Opened 6 years ago

Closed 6 years ago

Last modified 6 years ago

#30047 closed Cleanup/optimization (worksforme)

Documentation: add a Note about default ordering on models used in Subquery filters

Reported by: powderflask Owned by: nobody
Component: Documentation Version: 2.1
Severity: Normal Keywords:
Cc: Triage Stage: Unreviewed
Has patch: no Needs documentation: no
Needs tests: no Patch needs improvement: no
Easy pickings: no UI/UX: no

Description

A Subquery filter on models.Obj, e.g., filter(obj__in=Subquery(...)) ,requires that the subquery return exactly one column populated with Obj.pk.
Documentation suggests using objects.values('pk')

However, if the models.Obj.Meta.ordering is set, then those ordering fields are included with the subquery results, raising the exception:

django.db.utils.ProgrammingError: subquery has too many columns

This is expected behavior, but confusing and not directly obvious in the code. Could be more clearly documented at:
https://docs.djangoproject.com/en/dev/ref/models/expressions/#limiting-a-subquery-to-a-single-column
with a Note reading something similar to:
"""
To avoid unintended columns being added to the subquery expression, be sure there is no order_by clause on the subquery. In particular, watch for default ordering specified on the subquery model Meta.
"""

Change History (10)

comment:1 by Simon Charette, 6 years ago

Even if it doesn't completely solves the issue the subquery code should be able to clear the ordering under certain circumstances in the first place (default aka Model.ordering included).

There's a lot duplicate code between Subquery.resolve_expression and Query.resolve_expression and most of it should probably live in Query, that would take care of this issue by itself.

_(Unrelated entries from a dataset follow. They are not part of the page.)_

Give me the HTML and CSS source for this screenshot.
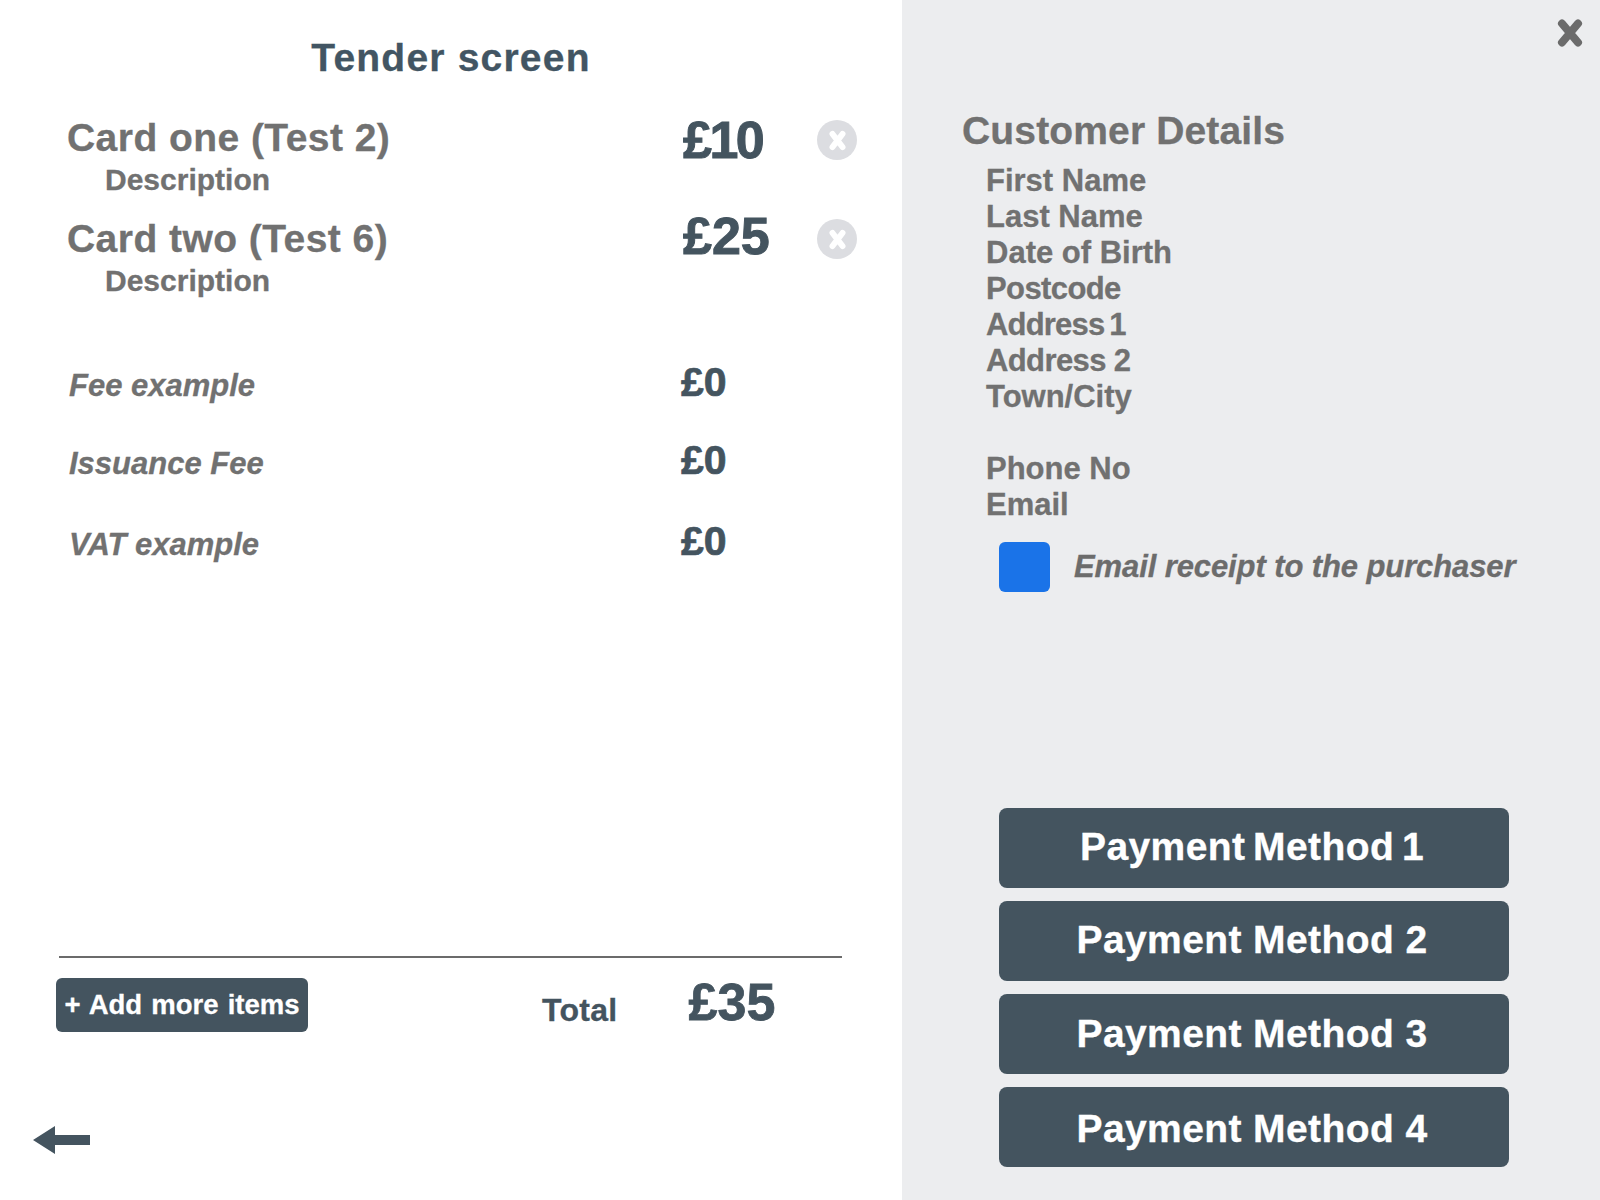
FILE: index.html
```html
<!DOCTYPE html>
<html lang="en">
<head>
<meta charset="utf-8">
<title>Tender screen</title>
<link rel="stylesheet" href="styles.css">
</head>
<body>
<div class="app">
  <main class="left">
    <h1 class="title">Tender screen</h1>
    <div class="item">
      <div class="item-text"><div class="item-name">Card one (Test 2)</div><div class="item-desc">Description</div></div>
      <div class="price price-ten">£10</div>
      <svg class="remove" width="40" height="40" viewBox="0 0 40 40"><circle cx="20" cy="20" r="20" fill="#dcdde1"/><path d="M15.5 14 25.5 27M25.5 14 15.5 27" stroke="#fff" stroke-width="6" stroke-linecap="round" fill="none"/></svg>
    </div>
    <div class="item item-second">
      <div class="item-text"><div class="item-name">Card two (Test 6)</div><div class="item-desc">Description</div></div>
      <div class="price">£25</div>
      <svg class="remove" width="40" height="40" viewBox="0 0 40 40"><circle cx="20" cy="20" r="20" fill="#dcdde1"/><path d="M15.5 14 25.5 27M25.5 14 15.5 27" stroke="#fff" stroke-width="6" stroke-linecap="round" fill="none"/></svg>
    </div>
    <div class="fees">
      <div class="fee"><span class="fee-name">Fee example</span><span class="fee-value">£0</span></div>
      <div class="fee"><span class="fee-name">Issuance Fee</span><span class="fee-value">£0</span></div>
      <div class="fee"><span class="fee-name">VAT example</span><span class="fee-value">£0</span></div>
    </div>
    <div class="foot">
      <button class="add">+ Add more items</button>
      <span class="total-label">Total</span>
      <span class="total">£35</span>
    </div>
    <svg class="back" width="57" height="28" viewBox="0 0 57 28"><path d="M0 14 22 0V9H57V19H22V28Z" fill="#44545f"/></svg>
  </main>
  <aside class="right">
    <div class="close-row">
      <svg width="26" height="28" viewBox="0 0 26 28"><path d="M5 4.5 21 23.5M21 4.5 5 23.5" stroke="#6b6b6b" stroke-width="8" stroke-linecap="round" fill="none"/></svg>
    </div>
    <h2 class="cust-title">Customer Details</h2>
    <div class="fields">
      <div>First Name</div><div>Last Name</div><div>Date of Birth</div><div class="condensed">Postcode</div><div class="condensed word-tight">Address 1</div><div class="condensed">Address 2</div><div>Town/City</div>
      <div class="field-gap">Phone No</div><div>Email</div>
    </div>
    <div class="receipt"><span class="check"></span><span class="receipt-label">Email receipt to the purchaser</span></div>
    <div class="methods">
      <button class="method method-one">Payment Method 1</button>
      <button class="method">Payment Method 2</button>
      <button class="method">Payment Method 3</button>
      <button class="method">Payment Method 4</button>
    </div>
  </aside>
</div>
</body>
</html>
```
FILE: styles.css
```css
* { box-sizing: border-box; }
html, body { margin: 0; height: 1200px; background: #fff; }
body { font-family: "Liberation Sans", Arial, sans-serif; font-weight: 700; overflow: hidden; -webkit-text-stroke: .3px; }
button { font-family: inherit; font-weight: 700; border: 0; cursor: pointer; }
.app { display: flex; height: 1200px; }
.left { width: 902px; display: flex; flex-direction: column; padding: 0 60px 46px 56px; }
.right { flex: 1; background: #ecedef; display: flex; flex-direction: column; padding: 19px 17px 33px 59px; }
.title { margin: 36px 0 0; height: 44px; line-height: 44px; text-align: center; font-size: 39px; letter-spacing: 1.2px; color: #425563; width: 790px; }
.item { display: grid; grid-template-columns: 616px 134px 40px; align-items: start; padding-left: 11px; margin-top: 34px; }
.item-second { margin-top: 18px; }
.item-name { font-size: 39px; line-height: 48px; color: #717171; letter-spacing: .45px; }
.item-desc { font-size: 30px; line-height: 34px; color: #717171; padding-left: 38px; margin-top: 1px; }
.price { font-size: 52px; line-height: 52px; color: #44545f; -webkit-text-stroke: 1px #44545f; }
.price-ten { letter-spacing: -2.5px; }
.item-second .price { margin-top: -5px; }
.remove { display: block; margin-top: 6px; }
.item-second .remove { margin-top: 4px; }
.fees { margin-top: 61px; padding-left: 13px; display: flex; flex-direction: column; }
.fee { display: grid; grid-template-columns: 612px auto; align-items: center; height: 40px; margin-bottom: 38px; }
.fee:nth-child(2) { margin-bottom: 41px; }
.fee-name { font-style: italic; font-size: 31px; color: #717171; padding-top: 7px; }
.fee-value { font-size: 41px; color: #44545f; -webkit-text-stroke: .7px #44545f; }
.foot { margin-top: auto; border-top: 2px solid #6b6b6b; margin-left: 3px; display: flex; align-items: flex-start; padding-top: 20px; }
.add { margin-left: -3px; width: 252px; height: 54px; background: #44545f; color: #fff; border-radius: 6px; font-size: 27.5px; word-spacing: 1.5px; padding: 0; }
.total-label { margin-left: 234px; margin-top: 14px; font-size: 32px; letter-spacing: .3px; color: #44545f; }
.total { margin-left: 71px; margin-top: -1px; font-size: 52px; line-height: 50px; color: #44545f; -webkit-text-stroke: .8px #44545f; }
.back { margin: 94px 0 0 -23px; display: block; flex: none; }
.close-row { display: flex; justify-content: flex-end; height: 28px; }
.cust-title { margin: 66px 0 0 1px; font-size: 39px; line-height: 36px; color: #717171; letter-spacing: .15px; }
.fields { margin: 13.5px 0 0 25px; color: #717171; font-size: 31px; line-height: 36px; }
.fields > div { height: 36px; }
.condensed { letter-spacing: -.6px; }
.word-tight { word-spacing: -3px; letter-spacing: -.8px; }
.field-gap { margin-top: 36px; }
.receipt { display: flex; align-items: center; margin: 19.5px 0 0 38px; }
.check { width: 51px; height: 50px; border-radius: 6px; background: #1a73e8; }
.receipt-label { margin-left: 24px; font-style: italic; font-size: 31px; letter-spacing: -.1px; color: #6c6c6c; }
.methods { margin-top: auto; margin-left: 38px; width: 510px; display: flex; flex-direction: column; gap: 13px; }
.method { height: 80px; background: #44545f; color: #fff; border-radius: 8px; font-size: 39px; letter-spacing: .4px; padding: 0 4px 2px 0; }
.method-one { word-spacing: -3.5px; }
.method:nth-child(3) { padding-bottom: 0; }
.method:nth-child(4) { padding-bottom: 0; padding-top: 3px; }
```
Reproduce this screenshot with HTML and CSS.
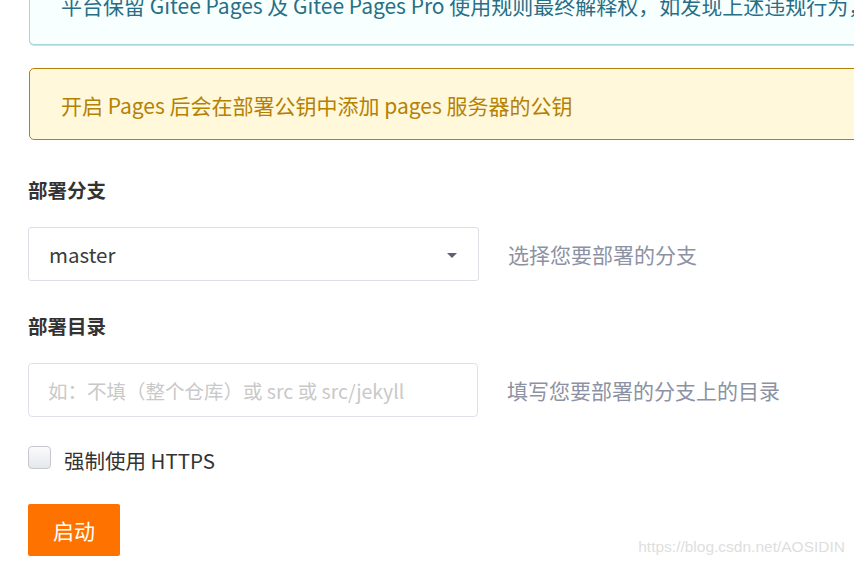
FILE: index.html
```html
<!DOCTYPE html>
<html lang="zh">
<head>
<meta charset="utf-8">
<title>Gitee Pages</title>
<link rel="stylesheet" href="styles.css">
</head>
<body>
<div class="page">
  <div class="message info">平台保留 Gitee Pages 及 Gitee Pages Pro 使用规则最终解释权，如发现上述违规行为，将有权暂停或关闭服务</div>
  <div class="message yellow">开启 Pages 后会在部署公钥中添加 pages 服务器的公钥</div>

  <form class="form">
    <div class="field first">
      <label class="label">部署分支</label>
      <div class="row">
        <div class="select">
          <span class="select-text">master</span>
          <span class="caret"></span>
        </div>
        <span class="help">选择您要部署的分支</span>
      </div>
    </div>

    <div class="field">
      <label class="label">部署目录</label>
      <div class="row">
        <input class="input" type="text" placeholder="如：不填（整个仓库）或 src 或 src/jekyll">
        <span class="help">填写您要部署的分支上的目录</span>
      </div>
    </div>

    <label class="check">
      <span class="box"></span>
      <span class="check-text">强制使用 HTTPS</span>
    </label>

    <button class="btn" type="button">启动</button>
  </form>
</div>
<div class="watermark">https://blog.csdn.net/AOSIDIN</div>
</body>
</html>
```
FILE: styles.css
```css
html, body {
  margin: 0;
  padding: 0;
  background: #fff;
  overflow: hidden;
  width: 854px;
  height: 566px;
}
body {
  font-family: "Noto Sans CJK SC", "Noto Sans", sans-serif;
  color: rgba(0, 0, 0, 0.87);
  position: relative;
}
.page {
  padding-left: 28px;
  width: 1000px;
}
.message {
  box-sizing: border-box;
  margin-left: 1px;
  width: 960px;
  height: 72px;
  padding: 21px 31px;
  font-size: 21px;
  line-height: 30px;
  border-radius: 5px;
  white-space: nowrap;
  overflow: hidden;
}
.message.info {
  margin-top: -27px;
  padding-top: 16px;
  padding-bottom: 26px;
  background: #f8ffff;
  color: #276f86;
  border: 1px solid #a9d5de;
  box-shadow: 0 1px 0 #c4e3ea;
}
.message.yellow {
  margin-top: 23px;
  background: #fff8db;
  color: #b58105;
  border: 1px solid #b58105;
}
.form {
  margin: 0;
}
.field {
  margin-top: 31px;
}
.field.first {
  margin-top: 36px;
}
.label {
  display: block;
  font-size: 19.5px;
  font-weight: bold;
  line-height: 28px;
  color: #333;
  margin-bottom: 23px;
}
.row {
  display: flex;
  align-items: center;
  gap: 29px;
}
.select {
  box-sizing: border-box;
  width: 451px;
  height: 54px;
  border: 1px solid #dce0e6;
  border-radius: 3px;
  display: flex;
  align-items: center;
  padding: 0 21px 0 20px;
  justify-content: space-between;
}
.select-text {
  font-size: 20.5px;
  color: #3a3a3a;
  line-height: 28px;
}
.caret {
  width: 0;
  height: 0;
  border-left: 5px solid transparent;
  border-right: 5px solid transparent;
  border-top: 5px solid #5d6170;
  margin-top: 2px;
}
.help {
  font-size: 21px;
  color: #8c92a4;
  line-height: 28px;
}
.input {
  box-sizing: border-box;
  width: 450px;
  height: 54px;
  border: 1px solid #e1e0ea;
  border-radius: 4px;
  padding: 0 19px;
  font-family: "Noto Sans CJK SC", "Noto Sans", sans-serif;
  font-size: 19.5px;
  outline: none;
  margin: 0;
}
.input::placeholder {
  color: #c9c9c9;
}
.check {
  display: flex;
  align-items: center;
  margin-top: 29px;
  height: 23px;
}
.box {
  box-sizing: border-box;
  width: 23px;
  height: 23px;
  border: 1px solid #c6c8cd;
  border-radius: 4px;
  background: linear-gradient(#fbfbfc, #e6e7eb);
}
.check-text {
  margin-left: 13px;
  font-size: 20.5px;
  line-height: 28px;
  color: #333;
  margin-top: 5px;
}
.btn {
  display: block;
  margin-top: 35px;
  width: 92px;
  height: 52px;
  border: none;
  border-radius: 2px;
  background: #fe7300;
  color: #fff;
  font-family: "Noto Sans CJK SC", "Noto Sans", sans-serif;
  font-size: 21px;
  padding: 0;
}
.watermark {
  position: absolute;
  right: 9px;
  top: 537px;
  font-family: "Liberation Sans", Arial, sans-serif;
  font-size: 15.5px;
  line-height: 20px;
  color: #dedede;
}
```
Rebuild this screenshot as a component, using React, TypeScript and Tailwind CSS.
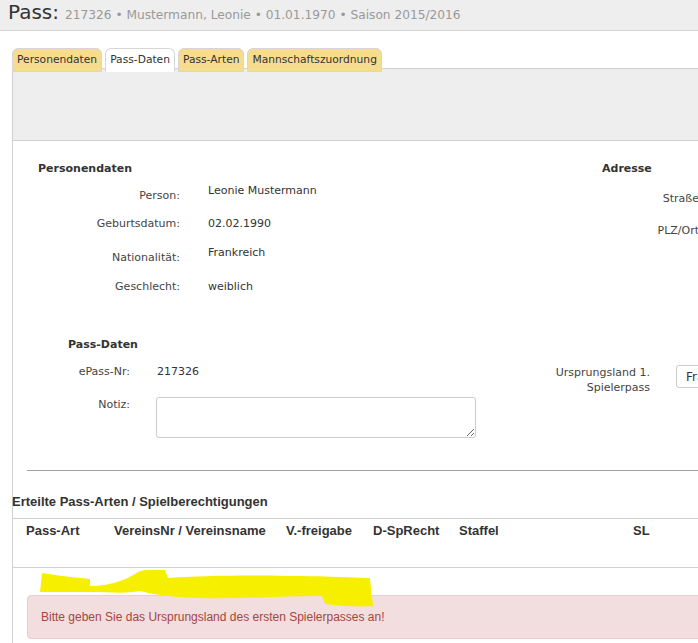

comment:2 by Marten Kenbeek, 6 years ago

Resolution: worksforme
Status: newclosed

I'd be surprised if the ordering affected which fields are selected in the subquery, and in fact I can't reproduce it on either sqlite or postgres. For example, the following works just fine (Permission defines a default ordering):

>>> User.objects.filter(user_permissions__in=Subquery(Permission.objects.filter(codename='add_contenttype').values('pk')))
<QuerySet [<User: marten>]>
>>> User.objects.filter(user_permissions__in=Subquery(Permission.objects.filter(codename='add_contenttype').order_by('codename').values('pk')))
<QuerySet [<User: marten>]>

Looking at the resulting queries, both only select the id column in the subquery, and not any of the columns from the ordering.

comment:3 by Carlton Gibson, 6 years ago

Yes, I've just been playing with exactly the same thing: I can't reproduce it as long as I provide the 'pk' field to values()

With these models:

from django.db import models


class Parent(models.Model):
    name = models.CharField(max_length=255)


class Child(models.Model):
    parent = models.ForeignKey(Parent, related_name='children', on_delete=models.CASCADE)
    name = models.CharField(max_length=255)

    class Meta:
        ordering = ('name',)

It works as expected:

>>> from django.db.models import Subquery
>>> from app.models import Parent, Child
>>> p = Parent.objects.create(name='A Parent')
>>> Child.objects.create(name='First Child', parent=p)
<Child: Child object (1)>
>>> Child.objects.create(name='A Second Child', parent=p)
<Child: Child object (2)>
>>> Child.objects.all()
<QuerySet [<Child: Child object (2)>, <Child: Child object (1)>]>
>>> Child.objects.values()
<QuerySet [{'id': 2, 'parent_id': 1, 'name': 'A Second Child'}, {'id': 1, 'parent_id': 1, 'name': 'First Child'}]>
>>> Child.objects.values('pk')
<QuerySet [{'pk': 2}, {'pk': 1}]>
>>> Parent.objects.filter(children__in=Subquery(Child.objects.values()))
OperationalError: sub-select returns 3 columns - expected 1
>>> Parent.objects.filter(children__in=Subquery(Child.objects.values('pk')))
<QuerySet [<Parent: Parent object (1)>, <Parent: Parent object (1)>]>

comment:4 by Carlton Gibson, 6 years ago

Type: UncategorizedCleanup/optimization

comment:5 by Simon Charette, 6 years ago

powderflask I assume you forgot to mention your query was using annotated aggregation functions?

comment:6 by Simon Charette, 6 years ago

I'd be surprised if the ordering affected which fields are selected in the subquery, and in fact I can't reproduce it on either sqlite or postgres.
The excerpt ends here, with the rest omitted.